Exercise requirements - Your task is to give the listing below back word for word, pictures excluded.

--- Start Information supplied ---

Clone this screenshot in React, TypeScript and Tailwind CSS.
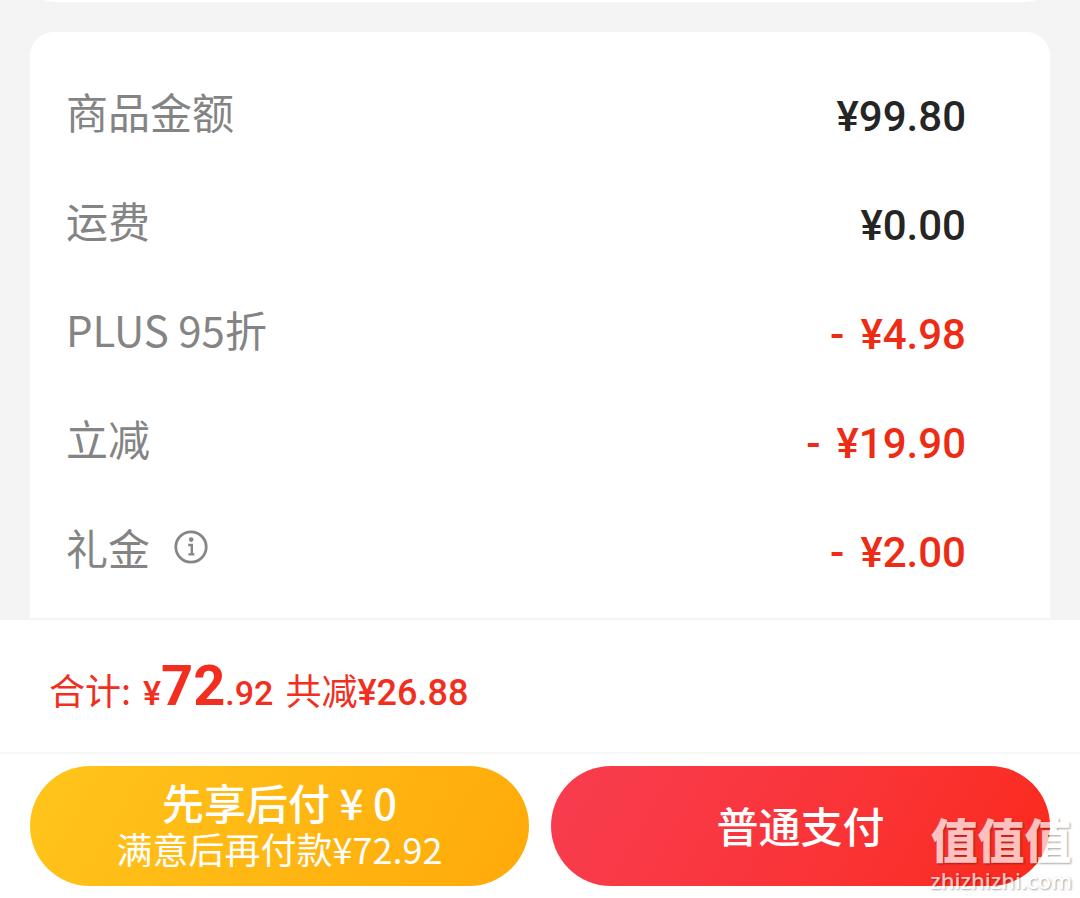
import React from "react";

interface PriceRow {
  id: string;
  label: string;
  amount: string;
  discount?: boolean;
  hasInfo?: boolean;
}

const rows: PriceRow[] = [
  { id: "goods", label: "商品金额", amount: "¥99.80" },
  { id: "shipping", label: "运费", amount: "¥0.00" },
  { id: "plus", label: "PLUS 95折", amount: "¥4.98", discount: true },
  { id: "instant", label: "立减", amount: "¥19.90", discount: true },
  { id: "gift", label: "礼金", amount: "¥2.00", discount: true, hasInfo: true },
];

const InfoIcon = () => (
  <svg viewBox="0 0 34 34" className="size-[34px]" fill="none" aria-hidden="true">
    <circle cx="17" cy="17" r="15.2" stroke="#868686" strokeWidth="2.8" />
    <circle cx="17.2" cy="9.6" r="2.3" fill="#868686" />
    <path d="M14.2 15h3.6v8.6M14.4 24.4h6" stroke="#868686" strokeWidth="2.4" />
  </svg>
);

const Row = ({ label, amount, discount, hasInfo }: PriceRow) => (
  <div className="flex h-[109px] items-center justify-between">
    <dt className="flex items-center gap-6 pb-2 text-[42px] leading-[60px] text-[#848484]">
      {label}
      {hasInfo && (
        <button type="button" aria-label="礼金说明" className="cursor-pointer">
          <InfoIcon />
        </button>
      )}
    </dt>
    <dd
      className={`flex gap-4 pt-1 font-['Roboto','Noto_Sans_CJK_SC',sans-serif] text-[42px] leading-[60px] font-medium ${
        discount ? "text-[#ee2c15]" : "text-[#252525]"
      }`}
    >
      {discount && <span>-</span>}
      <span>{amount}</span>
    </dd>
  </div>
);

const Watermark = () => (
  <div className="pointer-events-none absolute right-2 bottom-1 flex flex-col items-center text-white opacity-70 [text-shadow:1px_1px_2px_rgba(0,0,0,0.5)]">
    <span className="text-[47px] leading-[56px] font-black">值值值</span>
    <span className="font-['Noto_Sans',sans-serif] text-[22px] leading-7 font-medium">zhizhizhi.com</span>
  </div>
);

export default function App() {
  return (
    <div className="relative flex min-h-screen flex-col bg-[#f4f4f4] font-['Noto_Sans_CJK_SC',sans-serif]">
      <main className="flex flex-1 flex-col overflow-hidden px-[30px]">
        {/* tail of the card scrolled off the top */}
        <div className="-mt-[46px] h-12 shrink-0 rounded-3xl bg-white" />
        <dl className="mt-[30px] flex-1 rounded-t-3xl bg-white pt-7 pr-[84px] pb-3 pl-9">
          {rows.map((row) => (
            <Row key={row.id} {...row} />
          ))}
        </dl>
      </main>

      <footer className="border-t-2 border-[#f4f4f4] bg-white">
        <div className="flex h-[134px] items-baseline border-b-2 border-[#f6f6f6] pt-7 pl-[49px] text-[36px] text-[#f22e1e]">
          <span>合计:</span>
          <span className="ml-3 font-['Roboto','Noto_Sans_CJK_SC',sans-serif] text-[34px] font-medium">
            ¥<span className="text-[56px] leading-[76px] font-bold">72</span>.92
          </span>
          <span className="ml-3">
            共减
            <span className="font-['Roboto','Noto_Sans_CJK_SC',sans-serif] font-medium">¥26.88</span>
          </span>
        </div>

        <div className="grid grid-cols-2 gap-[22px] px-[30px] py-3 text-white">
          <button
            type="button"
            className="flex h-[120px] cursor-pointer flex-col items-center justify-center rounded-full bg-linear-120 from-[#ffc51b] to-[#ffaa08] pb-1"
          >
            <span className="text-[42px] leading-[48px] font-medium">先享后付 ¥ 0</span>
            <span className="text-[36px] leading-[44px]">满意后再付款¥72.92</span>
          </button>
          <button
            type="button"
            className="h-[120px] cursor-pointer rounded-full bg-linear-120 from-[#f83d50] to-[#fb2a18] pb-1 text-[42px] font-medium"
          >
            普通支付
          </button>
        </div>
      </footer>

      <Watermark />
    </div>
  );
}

--- End Information supplied ---

Response to this task -
Clone this screenshot in React, TypeScript and Tailwind CSS.
import React from "react";

interface PriceRow {
  id: string;
  label: string;
  amount: string;
  discount?: boolean;
  hasInfo?: boolean;
}

const rows: PriceRow[] = [
  { id: "goods", label: "商品金额", amount: "¥99.80" },
  { id: "shipping", label: "运费", amount: "¥0.00" },
  { id: "plus", label: "PLUS 95折", amount: "¥4.98", discount: true },
  { id: "instant", label: "立减", amount: "¥19.90", discount: true },
  { id: "gift", label: "礼金", amount: "¥2.00", discount: true, hasInfo: true },
];

const InfoIcon = () => (
  <svg viewBox="0 0 34 34" className="size-[34px]" fill="none" aria-hidden="true">
    <circle cx="17" cy="17" r="15.2" stroke="#868686" strokeWidth="2.8" />
    <circle cx="17.2" cy="9.6" r="2.3" fill="#868686" />
    <path d="M14.2 15h3.6v8.6M14.4 24.4h6" stroke="#868686" strokeWidth="2.4" />
  </svg>
);

const Row = ({ label, amount, discount, hasInfo }: PriceRow) => (
  <div className="flex h-[109px] items-center justify-between">
    <dt className="flex items-center gap-6 pb-2 text-[42px] leading-[60px] text-[#848484]">
      {label}
      {hasInfo && (
        <button type="button" aria-label="礼金说明" className="cursor-pointer">
          <InfoIcon />
        </button>
      )}
    </dt>
    <dd
      className={`flex gap-4 pt-1 font-['Roboto','Noto_Sans_CJK_SC',sans-serif] text-[42px] leading-[60px] font-medium ${
        discount ? "text-[#ee2c15]" : "text-[#252525]"
      }`}
    >
      {discount && <span>-</span>}
      <span>{amount}</span>
    </dd>
  </div>
);

const Watermark = () => (
  <div className="pointer-events-none absolute right-2 bottom-1 flex flex-col items-center text-white opacity-70 [text-shadow:1px_1px_2px_rgba(0,0,0,0.5)]">
    <span className="text-[47px] leading-[56px] font-black">值值值</span>
    <span className="font-['Noto_Sans',sans-serif] text-[22px] leading-7 font-medium">zhizhizhi.com</span>
  </div>
);

export default function App() {
  return (
    <div className="relative flex min-h-screen flex-col bg-[#f4f4f4] font-['Noto_Sans_CJK_SC',sans-serif]">
      <main className="flex flex-1 flex-col overflow-hidden px-[30px]">
        {/* tail of the card scrolled off the top */}
        <div className="-mt-[46px] h-12 shrink-0 rounded-3xl bg-white" />
        <dl className="mt-[30px] flex-1 rounded-t-3xl bg-white pt-7 pr-[84px] pb-3 pl-9">
          {rows.map((row) => (
            <Row key={row.id} {...row} />
          ))}
        </dl>
      </main>

      <footer className="border-t-2 border-[#f4f4f4] bg-white">
        <div className="flex h-[134px] items-baseline border-b-2 border-[#f6f6f6] pt-7 pl-[49px] text-[36px] text-[#f22e1e]">
          <span>合计:</span>
          <span className="ml-3 font-['Roboto','Noto_Sans_CJK_SC',sans-serif] text-[34px] font-medium">
            ¥<span className="text-[56px] leading-[76px] font-bold">72</span>.92
          </span>
          <span className="ml-3">
            共减
            <span className="font-['Roboto','Noto_Sans_CJK_SC',sans-serif] font-medium">¥26.88</span>
          </span>
        </div>

        <div className="grid grid-cols-2 gap-[22px] px-[30px] py-3 text-white">
          <button
            type="button"
            className="flex h-[120px] cursor-pointer flex-col items-center justify-center rounded-full bg-linear-120 from-[#ffc51b] to-[#ffaa08] pb-1"
          >
            <span className="text-[42px] leading-[48px] font-medium">先享后付 ¥ 0</span>
            <span className="text-[36px] leading-[44px]">满意后再付款¥72.92</span>
          </button>
          <button
            type="button"
            className="h-[120px] cursor-pointer rounded-full bg-linear-120 from-[#f83d50] to-[#fb2a18] pb-1 text-[42px] font-medium"
          >
            普通支付
          </button>
        </div>
      </footer>

      <Watermark />
    </div>
  );
}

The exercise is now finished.